(PROBLEM):
Return all lines from the listing below in which the string "this" occurs.

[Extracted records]
==========

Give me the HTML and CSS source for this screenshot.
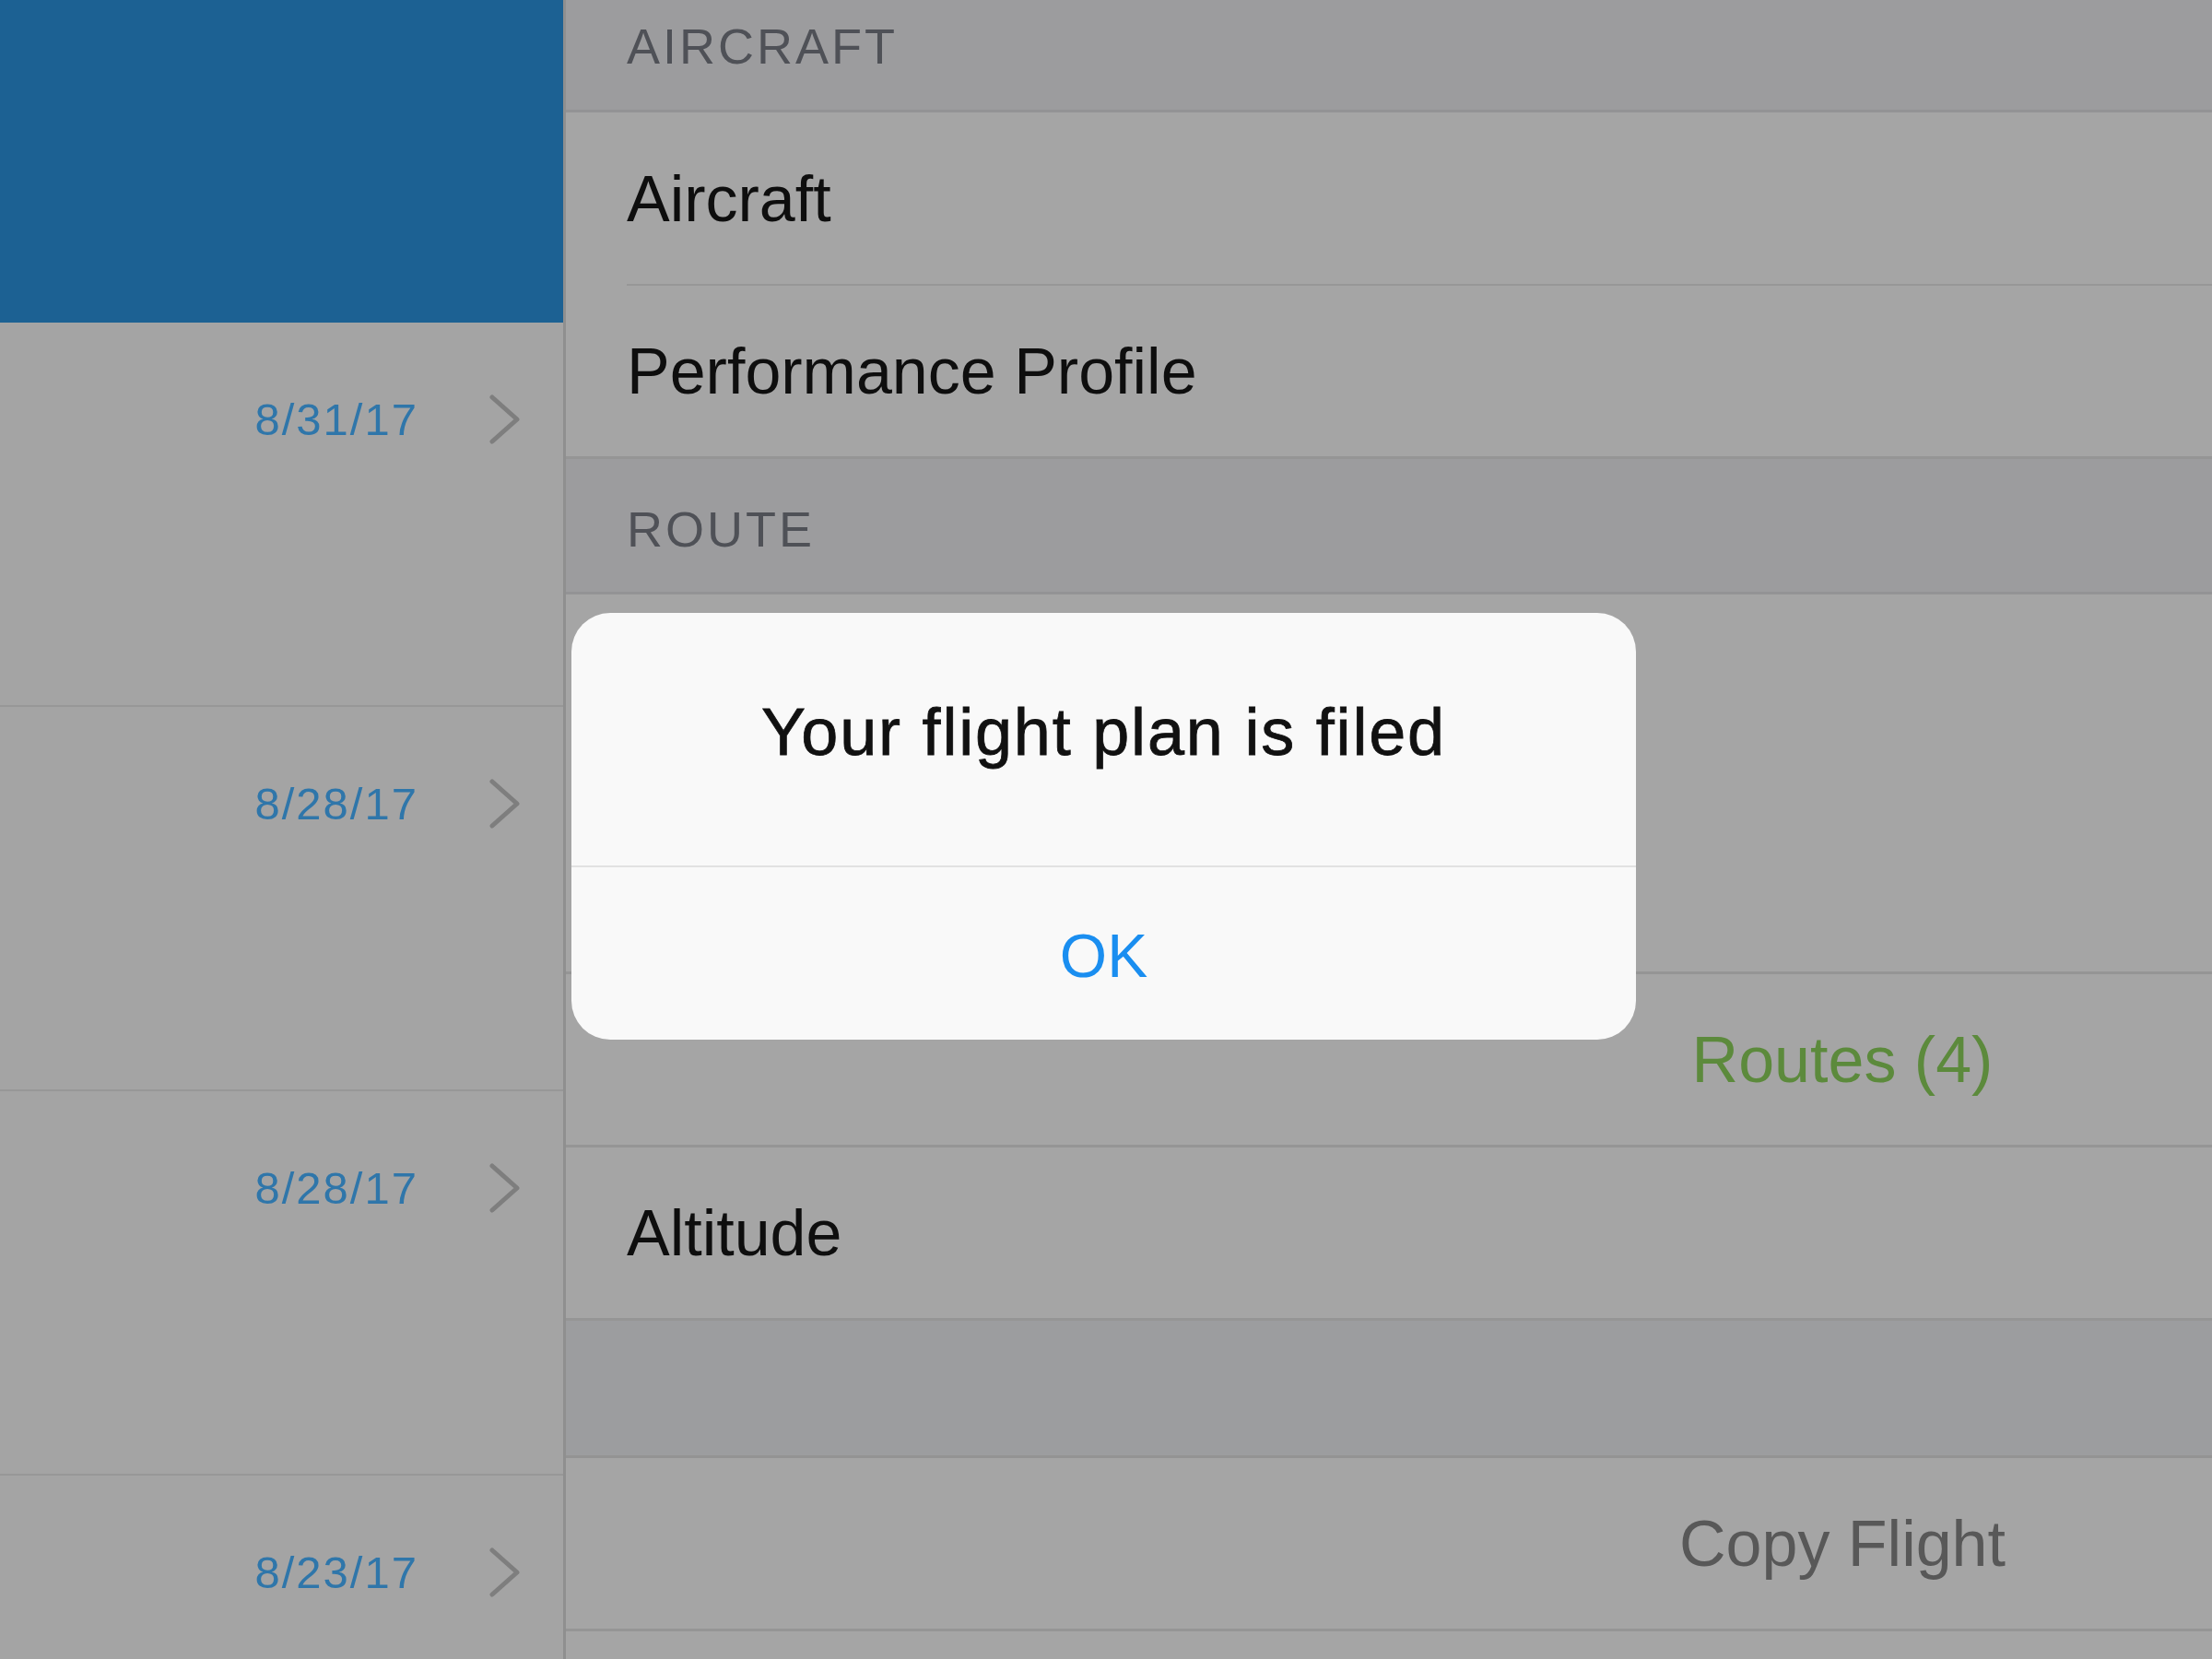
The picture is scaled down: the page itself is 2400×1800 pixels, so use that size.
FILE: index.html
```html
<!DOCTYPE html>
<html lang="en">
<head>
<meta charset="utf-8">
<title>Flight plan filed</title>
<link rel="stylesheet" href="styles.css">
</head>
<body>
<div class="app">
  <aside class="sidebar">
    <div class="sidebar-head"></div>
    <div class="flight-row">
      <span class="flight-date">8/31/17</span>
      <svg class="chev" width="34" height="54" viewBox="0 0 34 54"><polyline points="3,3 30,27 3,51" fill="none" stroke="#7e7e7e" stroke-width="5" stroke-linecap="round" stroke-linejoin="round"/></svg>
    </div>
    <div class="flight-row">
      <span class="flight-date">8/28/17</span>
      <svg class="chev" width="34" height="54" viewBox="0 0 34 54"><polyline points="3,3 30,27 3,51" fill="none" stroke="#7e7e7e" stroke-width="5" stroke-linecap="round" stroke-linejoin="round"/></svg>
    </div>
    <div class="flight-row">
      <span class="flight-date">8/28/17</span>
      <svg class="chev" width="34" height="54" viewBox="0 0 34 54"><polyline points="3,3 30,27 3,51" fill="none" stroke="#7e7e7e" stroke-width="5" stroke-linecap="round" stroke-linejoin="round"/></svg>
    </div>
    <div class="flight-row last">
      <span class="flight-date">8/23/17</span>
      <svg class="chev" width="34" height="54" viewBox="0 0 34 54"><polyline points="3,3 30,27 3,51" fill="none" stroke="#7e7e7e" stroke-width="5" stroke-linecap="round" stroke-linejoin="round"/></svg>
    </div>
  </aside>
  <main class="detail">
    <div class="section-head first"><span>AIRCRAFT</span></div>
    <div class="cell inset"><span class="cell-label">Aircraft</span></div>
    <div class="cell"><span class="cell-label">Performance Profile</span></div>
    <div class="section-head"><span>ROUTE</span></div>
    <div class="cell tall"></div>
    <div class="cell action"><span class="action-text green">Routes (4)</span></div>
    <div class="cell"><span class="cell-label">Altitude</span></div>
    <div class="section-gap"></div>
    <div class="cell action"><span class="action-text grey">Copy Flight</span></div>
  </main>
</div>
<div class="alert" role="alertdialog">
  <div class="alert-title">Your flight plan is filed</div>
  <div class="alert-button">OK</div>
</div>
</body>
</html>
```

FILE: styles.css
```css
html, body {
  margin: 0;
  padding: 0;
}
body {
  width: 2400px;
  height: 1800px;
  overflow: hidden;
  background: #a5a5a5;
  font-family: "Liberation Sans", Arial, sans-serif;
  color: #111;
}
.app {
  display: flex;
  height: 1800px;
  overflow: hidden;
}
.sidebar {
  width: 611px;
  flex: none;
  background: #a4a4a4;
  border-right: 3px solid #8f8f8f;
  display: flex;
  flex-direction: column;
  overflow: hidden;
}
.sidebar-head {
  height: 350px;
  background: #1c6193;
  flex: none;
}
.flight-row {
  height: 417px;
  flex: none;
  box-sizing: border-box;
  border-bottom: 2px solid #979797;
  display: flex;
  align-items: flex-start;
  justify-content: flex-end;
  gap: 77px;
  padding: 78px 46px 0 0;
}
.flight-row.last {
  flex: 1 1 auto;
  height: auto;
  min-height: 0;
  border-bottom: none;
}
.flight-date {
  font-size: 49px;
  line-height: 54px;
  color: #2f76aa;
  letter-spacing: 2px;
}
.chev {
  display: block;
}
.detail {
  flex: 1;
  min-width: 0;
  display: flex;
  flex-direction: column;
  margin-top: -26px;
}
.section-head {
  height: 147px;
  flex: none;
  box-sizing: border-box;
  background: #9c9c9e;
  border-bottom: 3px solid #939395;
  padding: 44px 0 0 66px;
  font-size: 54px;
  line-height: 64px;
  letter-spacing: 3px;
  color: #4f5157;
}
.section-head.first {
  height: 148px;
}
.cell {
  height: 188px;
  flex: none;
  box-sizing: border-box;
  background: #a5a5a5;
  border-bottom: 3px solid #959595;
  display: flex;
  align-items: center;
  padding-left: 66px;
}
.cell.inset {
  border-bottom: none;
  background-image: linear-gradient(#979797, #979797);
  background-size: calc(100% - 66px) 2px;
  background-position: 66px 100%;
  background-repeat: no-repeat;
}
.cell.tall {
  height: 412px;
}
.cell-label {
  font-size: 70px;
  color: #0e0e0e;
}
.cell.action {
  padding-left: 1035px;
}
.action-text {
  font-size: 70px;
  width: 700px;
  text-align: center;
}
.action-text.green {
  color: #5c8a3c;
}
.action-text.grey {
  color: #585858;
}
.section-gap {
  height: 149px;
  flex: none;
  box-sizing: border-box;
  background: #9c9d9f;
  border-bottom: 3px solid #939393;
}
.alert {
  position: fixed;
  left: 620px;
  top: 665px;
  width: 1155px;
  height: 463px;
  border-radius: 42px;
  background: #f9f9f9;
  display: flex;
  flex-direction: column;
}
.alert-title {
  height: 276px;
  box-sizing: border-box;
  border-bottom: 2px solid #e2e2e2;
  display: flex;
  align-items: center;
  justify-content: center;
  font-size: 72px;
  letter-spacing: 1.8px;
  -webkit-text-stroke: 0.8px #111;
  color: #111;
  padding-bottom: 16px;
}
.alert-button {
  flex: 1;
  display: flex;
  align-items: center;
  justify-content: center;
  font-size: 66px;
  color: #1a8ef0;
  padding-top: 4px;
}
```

==========

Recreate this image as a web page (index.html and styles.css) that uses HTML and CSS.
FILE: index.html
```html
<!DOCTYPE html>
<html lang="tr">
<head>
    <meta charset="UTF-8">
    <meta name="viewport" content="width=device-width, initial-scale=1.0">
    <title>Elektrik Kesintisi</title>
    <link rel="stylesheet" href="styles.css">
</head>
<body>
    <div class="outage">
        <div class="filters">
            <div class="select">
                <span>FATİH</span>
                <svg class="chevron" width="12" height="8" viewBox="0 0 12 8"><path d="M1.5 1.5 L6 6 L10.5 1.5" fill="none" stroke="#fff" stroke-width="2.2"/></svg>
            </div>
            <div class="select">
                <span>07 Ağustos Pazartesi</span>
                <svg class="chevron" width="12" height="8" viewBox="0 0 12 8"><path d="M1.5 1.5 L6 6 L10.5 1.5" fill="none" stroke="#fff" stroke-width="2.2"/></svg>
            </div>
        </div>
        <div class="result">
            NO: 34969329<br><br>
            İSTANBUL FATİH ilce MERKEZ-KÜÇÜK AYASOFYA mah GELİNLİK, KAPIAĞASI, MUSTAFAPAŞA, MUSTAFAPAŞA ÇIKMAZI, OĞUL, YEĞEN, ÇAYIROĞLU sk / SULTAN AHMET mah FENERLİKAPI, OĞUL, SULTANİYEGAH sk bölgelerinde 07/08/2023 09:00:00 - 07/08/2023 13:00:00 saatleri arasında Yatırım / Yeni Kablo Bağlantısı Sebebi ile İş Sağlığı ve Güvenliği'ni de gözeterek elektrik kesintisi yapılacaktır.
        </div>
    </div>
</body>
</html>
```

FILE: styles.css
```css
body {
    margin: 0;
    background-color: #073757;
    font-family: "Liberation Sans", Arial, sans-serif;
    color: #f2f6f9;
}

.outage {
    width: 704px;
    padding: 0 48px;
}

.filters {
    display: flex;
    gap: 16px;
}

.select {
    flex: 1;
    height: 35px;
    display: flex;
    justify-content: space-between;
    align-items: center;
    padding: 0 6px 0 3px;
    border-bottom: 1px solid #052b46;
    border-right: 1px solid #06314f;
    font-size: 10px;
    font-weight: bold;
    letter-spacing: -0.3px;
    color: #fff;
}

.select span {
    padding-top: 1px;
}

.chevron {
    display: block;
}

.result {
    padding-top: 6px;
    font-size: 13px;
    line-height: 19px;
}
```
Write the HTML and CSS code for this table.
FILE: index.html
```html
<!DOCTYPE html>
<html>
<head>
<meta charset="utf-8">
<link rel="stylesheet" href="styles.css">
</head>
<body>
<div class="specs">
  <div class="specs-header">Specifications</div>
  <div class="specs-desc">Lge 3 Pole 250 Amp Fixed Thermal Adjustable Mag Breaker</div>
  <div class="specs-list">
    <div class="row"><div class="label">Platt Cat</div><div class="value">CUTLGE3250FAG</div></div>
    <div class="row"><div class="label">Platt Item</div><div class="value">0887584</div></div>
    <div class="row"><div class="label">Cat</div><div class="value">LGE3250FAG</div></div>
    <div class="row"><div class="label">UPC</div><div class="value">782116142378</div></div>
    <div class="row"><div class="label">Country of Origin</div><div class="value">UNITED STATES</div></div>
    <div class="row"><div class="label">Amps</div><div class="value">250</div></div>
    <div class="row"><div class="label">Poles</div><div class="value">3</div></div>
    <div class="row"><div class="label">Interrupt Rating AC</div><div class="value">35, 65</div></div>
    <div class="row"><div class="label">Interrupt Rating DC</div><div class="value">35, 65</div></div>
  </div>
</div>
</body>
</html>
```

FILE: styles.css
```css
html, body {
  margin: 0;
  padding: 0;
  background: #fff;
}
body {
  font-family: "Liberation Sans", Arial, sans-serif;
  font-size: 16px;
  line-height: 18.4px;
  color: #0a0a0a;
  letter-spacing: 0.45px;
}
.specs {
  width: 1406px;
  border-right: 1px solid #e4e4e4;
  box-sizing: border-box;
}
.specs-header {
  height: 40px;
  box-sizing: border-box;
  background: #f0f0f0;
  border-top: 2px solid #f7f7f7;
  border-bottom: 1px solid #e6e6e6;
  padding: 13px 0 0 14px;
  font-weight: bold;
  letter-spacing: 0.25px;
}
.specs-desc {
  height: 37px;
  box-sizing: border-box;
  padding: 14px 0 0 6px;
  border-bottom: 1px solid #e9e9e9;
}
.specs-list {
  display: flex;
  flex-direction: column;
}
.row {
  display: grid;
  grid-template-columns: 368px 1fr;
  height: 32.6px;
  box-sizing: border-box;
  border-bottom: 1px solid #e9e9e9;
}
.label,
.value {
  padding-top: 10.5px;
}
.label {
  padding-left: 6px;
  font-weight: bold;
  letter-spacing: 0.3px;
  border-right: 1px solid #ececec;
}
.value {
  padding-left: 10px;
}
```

==========

(ANSWER IN FULL):
Give me the HTML and CSS source for this screenshot.
Recreate this image as a web page (index.html and styles.css) that uses HTML and CSS.
Write the HTML and CSS code for this table.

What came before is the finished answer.